Start with one concrete goal: investor intros, sales prospects, event meetings, hiring-manager outreach, or expert conversations. Articuler turns that goal into people, prep, and messages.

Start networking with intent

FAQ

Does LinkedIn have a CV builder in 2026?

Not a standalone one. The old Resume Builder inside Premium was retired in June 2024. Today you have two native options: the free Save to PDF export, which produces a profile printout, and a Premium AI resume tool that tailors an uploaded resume to a specific job posting on desktop.

Is LinkedIn Save to PDF free?

Yes. Any member, including free accounts, can save a profile to PDF. The only limit is 200 profile downloads per month across your own and other members' profiles, and the feature only works on the desktop site, not the mobile app.

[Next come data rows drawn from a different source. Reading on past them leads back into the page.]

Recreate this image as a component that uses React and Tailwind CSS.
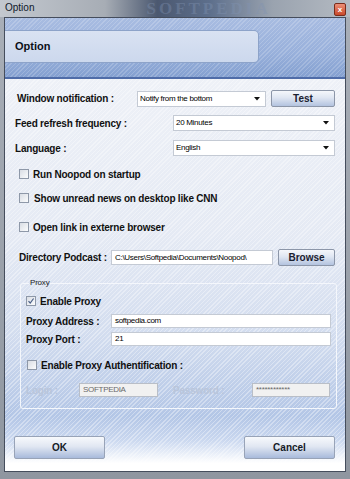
import React from 'react';

const font = { fontFamily: '"Liberation Sans", Arial, sans-serif' };

const Checkbox = ({ checked }) => (
  <span className="flex h-[10px] w-[10px] shrink-0 items-center justify-center border border-[#8e98a8] bg-[linear-gradient(135deg,#d9dde4,#fbfcfd)]">
    {checked && (
      <svg width="8" height="8" viewBox="0 0 8 8">
        <path d="M1.5 4.2 L3.2 6 L6.6 1.5" fill="none" stroke="#4a5f86" strokeWidth="1.2" />
      </svg>
    )}
  </span>
);

const Select = ({ value, width }) => (
  <div className={`flex h-[16px] items-center justify-between border border-[#c4cad4] bg-white pl-[2px] pr-[5px] ${width}`}>
    <span className="text-[8px] tracking-[-0.3px] text-black">{value}</span>
    <svg width="6" height="4" viewBox="0 0 6 4">
      <path d="M0 0 H6 L3 3.5 Z" fill="#111" />
    </svg>
  </div>
);

const Input = ({ value, width, disabled }) => (
  <div
    className={`flex h-[14px] items-center border pl-[3px] text-[8px] tracking-[-0.3px] ${width} ${
      disabled ? 'border-[#b9bec7] bg-[#f1f1f1] text-[#6a6a6a]' : 'border-[#c4cad4] bg-white text-black'
    }`}
  >
    {value}
  </div>
);

const SmallButton = ({ label, width }) => (
  <div className={`flex h-[17px] items-center justify-center rounded-[2px] border border-[#8c96a8] bg-[linear-gradient(180deg,#f5f7fb_0%,#dfe6f2_45%,#b3c3df_100%)] text-[10px] font-bold text-[#1b2130] ${width}`}>
    {label}
  </div>
);

const BigButton = ({ label }) => (
  <div className="flex h-[23px] w-[91px] items-center justify-center rounded-[2px] border border-[#98a3b7] bg-[linear-gradient(180deg,#f7f9fc_0%,#e1e7f2_45%,#a8badb_100%)] text-[10px] font-bold text-[#151a26]">
    {label}
  </div>
);

const Label = ({ children, className = '' }) => (
  <span className={`text-[10px] font-bold tracking-[-0.2px] text-[#111] ${className}`}>{children}</span>
);

export default function App() {
  return (
    <div style={font} className="flex h-[479px] w-[350px] flex-col overflow-hidden bg-[linear-gradient(180deg,#a9afb8,#8f96a0)]">
      {/* title bar */}
      <div className="flex h-[17px] shrink-0 items-start bg-[linear-gradient(90deg,#c3c8cf_0%,#a7adb5_30%,#4b5870_45%,#5d6f8c_60%,#9aa3af_78%,#b4bac2_100%)]">
        <span className="ml-[5px] mt-[2px] text-[10px] leading-[12px] text-[#10182a]">Option</span>
        <span
          style={{ fontFamily: '"Liberation Serif", serif' }}
          className="ml-[112px] text-[17px] font-bold leading-[17px] tracking-[3px] text-[#8193b2]/40"
        >
          SOFTPEDIA
        </span>
        <div className="ml-auto mr-[4px] mt-[3px] flex h-[13px] w-[12px] items-center justify-center rounded-[2px] border border-[#7a2c1c] bg-[linear-gradient(180deg,#ec8f77,#c9482a)]">
          <span className="text-[8px] font-bold leading-none text-white">x</span>
        </div>
      </div>

      {/* client */}
      <div className="mx-[4px] flex h-[455px] flex-col border border-[#454d5c]">
        {/* header band */}
        <div className="flex h-[59px] shrink-0 flex-col bg-[image:repeating-linear-gradient(135deg,rgba(255,255,255,0.18)_0px,rgba(255,255,255,0.18)_1px,transparent_1px,transparent_3px),linear-gradient(180deg,#a8bce1_0%,#98b0db_60%,#84a0d0_100%)]">
          <div className="mt-[12px] flex h-[33px] w-[254px] items-center rounded-r-[5px] border border-l-0 border-[#8da3c9] bg-[linear-gradient(180deg,#d9e2f2,#ccd8ed)] pl-[10px]">
            <span className="text-[11px] font-bold text-[#0b0f18]">Option</span>
          </div>
        </div>
        <div className="h-[2px] shrink-0 bg-[#4f6ca8]" />

        {/* content */}
        <div className="flex flex-1 flex-col bg-[image:repeating-linear-gradient(135deg,rgba(255,255,255,0.35)_0px,rgba(255,255,255,0.35)_1px,transparent_1px,transparent_3px),linear-gradient(180deg,#eef1f7_0%,#e5eaf4_40%,#d3ddef_65%,#b3c6e6_86%,#c9d7ef_92%,#ffffff_98%)] pr-[10px]">
          {/* window notification */}
          <div className="mt-[11px] flex h-[17px] items-center pl-[12px]">
            <Label className="w-[120px]">Window notification :</Label>
            <Select value="Notify from the bottom" width="w-[129px]" />
            <div className="ml-[5px]">
              <SmallButton label="Test" width="w-[64px]" />
            </div>
          </div>

          <div className="mt-[8px] flex h-[16px] items-center pl-[10px]">
            <Label className="w-[158px]">Feed refresh frequency :</Label>
            <Select value="20 Minutes" width="w-[162px]" />
          </div>

          <div className="mt-[9px] flex h-[16px] items-center pl-[10px]">
            <Label className="w-[158px]">Language :</Label>
            <Select value="English" width="w-[162px]" />
          </div>

          <div className="mt-[11px] flex h-[14px] items-center gap-[4px] pl-[14px]">
            <Checkbox />
            <Label>Run Noopod on startup</Label>
          </div>
          <div className="mt-[10px] flex h-[14px] items-center gap-[5px] pl-[14px]">
            <Checkbox />
            <Label>Show unread news on desktop like CNN</Label>
          </div>
          <div className="mt-[15px] flex h-[14px] items-center gap-[4px] pl-[14px]">
            <Checkbox />
            <Label>Open link in externe browser</Label>
          </div>

          <div className="mt-[15px] flex h-[17px] items-center pl-[14px]">
            <Label className="w-[92px]">Directory Podcast :</Label>
            <Input value="C:\Users\Softpedia\Documents\Noopod\" width="w-[162px] h-[15px]" />
            <div className="ml-[5px]">
              <SmallButton label="Browse" width="w-[57px]" />
            </div>
          </div>

          {/* proxy group */}
          <fieldset className="ml-[15px] mt-[12px] h-[131px] w-[315px] rounded-[3px] border border-[#f4f7fc] px-[5px]">
            <legend className="ml-[3px] px-[1px] text-[8px] leading-[10px] tracking-[-0.2px] text-[#222]">Proxy</legend>
            <div className="mt-[6px] flex h-[14px] items-center gap-[4px]">
              <Checkbox checked />
              <Label>Enable Proxy</Label>
            </div>
            <div className="mt-[6px] flex h-[14px] items-center">
              <Label className="w-[85px]">Proxy Address :</Label>
              <Input value="softpedia.com" width="w-[220px]" />
            </div>
            <div className="mt-[4px] flex h-[14px] items-center">
              <Label className="w-[85px]">Proxy Port :</Label>
              <Input value="21" width="w-[220px]" />
            </div>
            <div className="mt-[12px] flex h-[14px] items-center gap-[4px] pl-[1px]">
              <Checkbox />
              <Label>Enable Proxy Authentification :</Label>
            </div>
            <div className="mt-[11px] flex h-[14px] items-center">
              <Label className="w-[53px] !text-[#b9c5da]">Login :</Label>
              <Input value="SOFTPEDIA" width="w-[79px]" disabled />
              <Label className="ml-[15px] w-[79px] !text-[#b9c5da]">Password :</Label>
              <Input value="************" width="w-[78px]" disabled />
            </div>
          </fieldset>

          <div className="mt-[27px] flex items-center justify-between pl-[9px]">
            <BigButton label="OK" />
            <BigButton label="Cancel" />
          </div>
        </div>
      </div>
    </div>
  );
}
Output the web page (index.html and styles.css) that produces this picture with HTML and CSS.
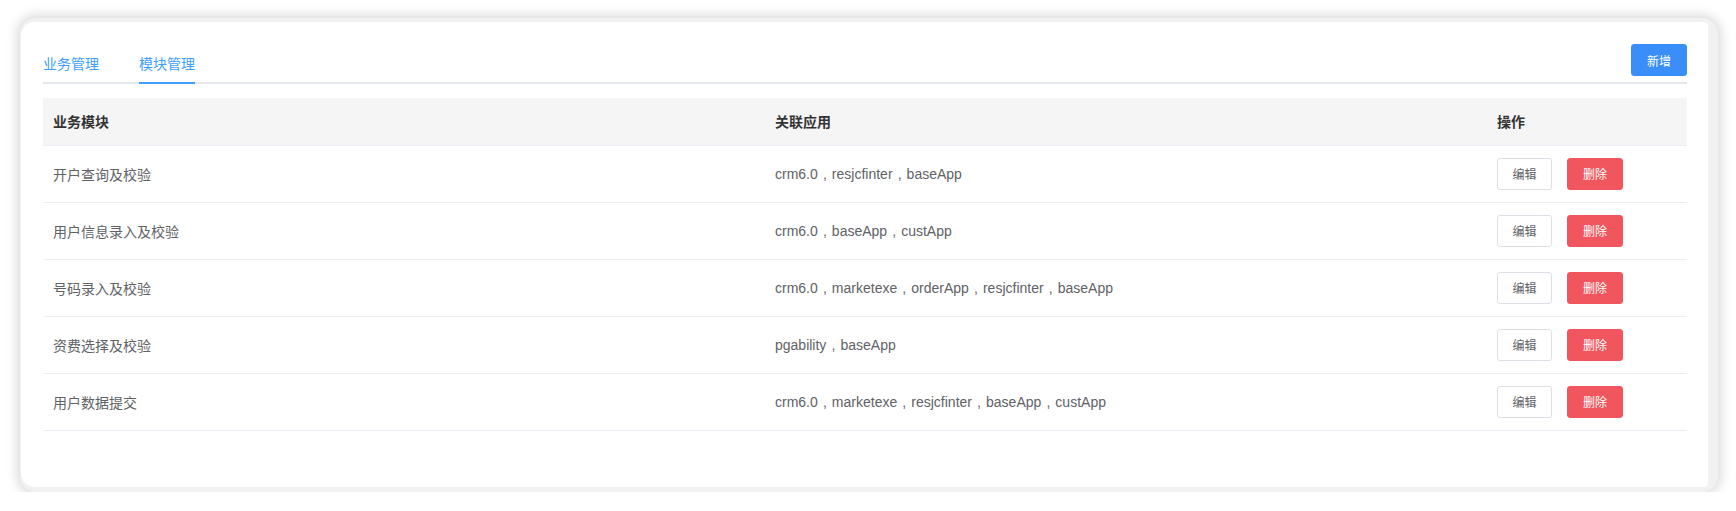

Can I download my LinkedIn profile as a CV on my phone?

Not with Save to PDF — that feature is desktop-only. You can build or edit a CV in a mobile CV-builder app, but to export directly from LinkedIn you need the desktop site.

Is a LinkedIn PDF good enough to send to employers?

For a quick, informal share, yes. For a real application, no. The PDF mirrors your profile layout and carries no per-job keywords, so it often parses poorly in an applicant tracking system. Reformat it into an ATS-friendly template and tailor it to the role before submitting.

What's the difference between a LinkedIn profile and a CV?

A profile is a public page tuned for browsing and search inside LinkedIn. A CV is a targeted document aimed at one specific role, usually read first by hiring software. The profile is one-size-fits-all; a good CV is rewritten for each job.